- 1955 reissue poster as Mixed-Up Women
- Directed by: Erle C. Kenton
- Screenplay by: Malcolm Stuart Boylan
- Story by: Kroger Babb
- Produced by: Kroger Babb
- Starring: Ruth Warrick; Richard Travis; Ginger Prince; William Tracy; Rhys Williams;
- Edited by: Edward Mann
- Music by: Bert Shefter
- Production company: Hallmark Productions
- Distributed by: Hallmark Productions
- Release date: January 1, 1951 (Wilmington, Ohio);
- Running time: 111 minutes
- Country: United States
- Language: English

= One Too Many (1951 film) =

1950 film

One Too Many is a 1951 film produced by Kroger Babb, directed by Erle C. Kenton and starring Ruth Warrick.

==Plot==
Helen Mason is slowly revealed to be an alcoholic, destroying her career as a concert pianist and her family in the process.

==Production==
The film's story author and producer was Kroger Babb, who worked primarily on films about fringe subjects, such as the anti-drug film She Shoulda Said No (1949) and a film about the life of Jesus Christ titled The Lawton Story (1949).

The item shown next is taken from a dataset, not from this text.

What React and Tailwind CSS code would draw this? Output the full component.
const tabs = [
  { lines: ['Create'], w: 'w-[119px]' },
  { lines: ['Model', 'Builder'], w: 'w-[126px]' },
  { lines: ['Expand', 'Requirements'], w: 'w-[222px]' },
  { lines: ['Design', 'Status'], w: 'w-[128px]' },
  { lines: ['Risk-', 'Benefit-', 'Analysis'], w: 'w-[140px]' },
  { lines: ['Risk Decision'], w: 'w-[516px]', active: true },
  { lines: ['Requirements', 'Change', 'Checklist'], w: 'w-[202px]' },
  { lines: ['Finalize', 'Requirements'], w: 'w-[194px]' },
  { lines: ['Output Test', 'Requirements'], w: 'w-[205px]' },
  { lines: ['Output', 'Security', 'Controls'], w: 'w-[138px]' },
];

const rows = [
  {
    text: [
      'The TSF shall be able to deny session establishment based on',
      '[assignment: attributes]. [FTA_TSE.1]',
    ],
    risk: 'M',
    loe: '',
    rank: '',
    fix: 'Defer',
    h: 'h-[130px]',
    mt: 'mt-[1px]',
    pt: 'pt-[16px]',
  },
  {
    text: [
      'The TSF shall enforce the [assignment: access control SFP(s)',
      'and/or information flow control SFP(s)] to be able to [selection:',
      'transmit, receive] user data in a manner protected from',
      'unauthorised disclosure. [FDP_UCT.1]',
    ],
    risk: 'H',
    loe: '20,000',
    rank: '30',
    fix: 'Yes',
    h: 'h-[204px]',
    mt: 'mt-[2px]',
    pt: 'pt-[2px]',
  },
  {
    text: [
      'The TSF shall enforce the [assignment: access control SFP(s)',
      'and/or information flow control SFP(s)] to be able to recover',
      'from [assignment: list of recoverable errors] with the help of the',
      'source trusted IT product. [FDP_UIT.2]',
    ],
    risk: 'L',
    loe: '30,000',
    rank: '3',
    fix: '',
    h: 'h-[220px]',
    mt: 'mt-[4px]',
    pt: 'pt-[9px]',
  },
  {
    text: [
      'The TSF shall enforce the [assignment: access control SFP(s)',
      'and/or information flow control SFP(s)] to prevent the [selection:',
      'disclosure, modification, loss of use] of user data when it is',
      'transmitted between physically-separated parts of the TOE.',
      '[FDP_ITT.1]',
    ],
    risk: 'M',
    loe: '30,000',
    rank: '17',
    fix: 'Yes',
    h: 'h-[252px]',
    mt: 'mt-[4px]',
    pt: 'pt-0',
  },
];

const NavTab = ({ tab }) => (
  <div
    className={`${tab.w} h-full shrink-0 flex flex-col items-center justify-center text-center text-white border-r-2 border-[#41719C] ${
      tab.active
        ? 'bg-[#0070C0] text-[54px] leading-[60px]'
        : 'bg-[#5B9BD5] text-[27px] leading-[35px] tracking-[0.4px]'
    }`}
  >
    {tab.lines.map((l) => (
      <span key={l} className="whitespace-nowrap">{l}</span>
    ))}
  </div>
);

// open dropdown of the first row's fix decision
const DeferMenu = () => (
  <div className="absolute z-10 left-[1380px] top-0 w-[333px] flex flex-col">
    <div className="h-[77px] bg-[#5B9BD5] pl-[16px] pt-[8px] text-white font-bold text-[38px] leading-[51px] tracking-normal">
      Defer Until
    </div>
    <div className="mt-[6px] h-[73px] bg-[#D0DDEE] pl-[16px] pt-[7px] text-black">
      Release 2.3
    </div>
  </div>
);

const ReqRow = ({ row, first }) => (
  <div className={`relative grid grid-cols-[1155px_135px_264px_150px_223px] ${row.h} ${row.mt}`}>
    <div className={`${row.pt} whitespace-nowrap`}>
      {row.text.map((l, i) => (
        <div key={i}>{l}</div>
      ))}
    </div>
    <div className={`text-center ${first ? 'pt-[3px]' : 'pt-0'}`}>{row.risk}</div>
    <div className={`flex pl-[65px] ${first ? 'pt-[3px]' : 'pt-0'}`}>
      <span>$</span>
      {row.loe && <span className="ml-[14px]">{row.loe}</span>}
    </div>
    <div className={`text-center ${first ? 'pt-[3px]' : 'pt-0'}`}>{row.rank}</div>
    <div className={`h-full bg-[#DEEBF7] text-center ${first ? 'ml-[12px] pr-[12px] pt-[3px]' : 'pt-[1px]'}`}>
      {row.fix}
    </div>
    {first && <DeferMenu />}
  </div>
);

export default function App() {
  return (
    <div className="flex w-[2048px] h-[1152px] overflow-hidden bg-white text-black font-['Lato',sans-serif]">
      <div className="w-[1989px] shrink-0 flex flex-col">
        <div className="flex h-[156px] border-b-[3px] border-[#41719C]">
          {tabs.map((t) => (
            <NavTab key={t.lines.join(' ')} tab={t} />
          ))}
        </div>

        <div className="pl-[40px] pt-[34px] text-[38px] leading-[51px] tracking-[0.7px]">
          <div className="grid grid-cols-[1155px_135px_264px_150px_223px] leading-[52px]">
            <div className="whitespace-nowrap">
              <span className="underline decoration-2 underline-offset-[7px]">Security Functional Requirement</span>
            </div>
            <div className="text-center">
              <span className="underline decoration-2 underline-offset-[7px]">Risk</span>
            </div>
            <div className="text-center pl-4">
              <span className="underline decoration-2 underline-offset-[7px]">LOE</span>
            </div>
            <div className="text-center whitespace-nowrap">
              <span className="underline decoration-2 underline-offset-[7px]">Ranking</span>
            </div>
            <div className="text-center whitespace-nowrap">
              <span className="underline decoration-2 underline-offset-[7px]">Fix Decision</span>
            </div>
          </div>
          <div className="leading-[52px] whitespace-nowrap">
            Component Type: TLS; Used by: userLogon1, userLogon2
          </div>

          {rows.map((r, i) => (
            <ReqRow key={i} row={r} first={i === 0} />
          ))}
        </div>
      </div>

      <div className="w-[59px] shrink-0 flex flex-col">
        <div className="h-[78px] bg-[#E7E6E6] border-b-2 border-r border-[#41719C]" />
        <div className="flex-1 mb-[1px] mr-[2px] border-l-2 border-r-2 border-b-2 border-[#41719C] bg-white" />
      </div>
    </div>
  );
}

Production began in August 1950.

==Release==
One Too Many had its world premiere on January 1, 1951 at the Murphy Theatre in Wilmington, Ohio. Later that year, producer Kroger Babb changed the title from One Too Many to The Best Is Yet to Come, as the film had failed to attract a significant audience. The film was rereleased in 1955 under the title of Mixed-Up Women.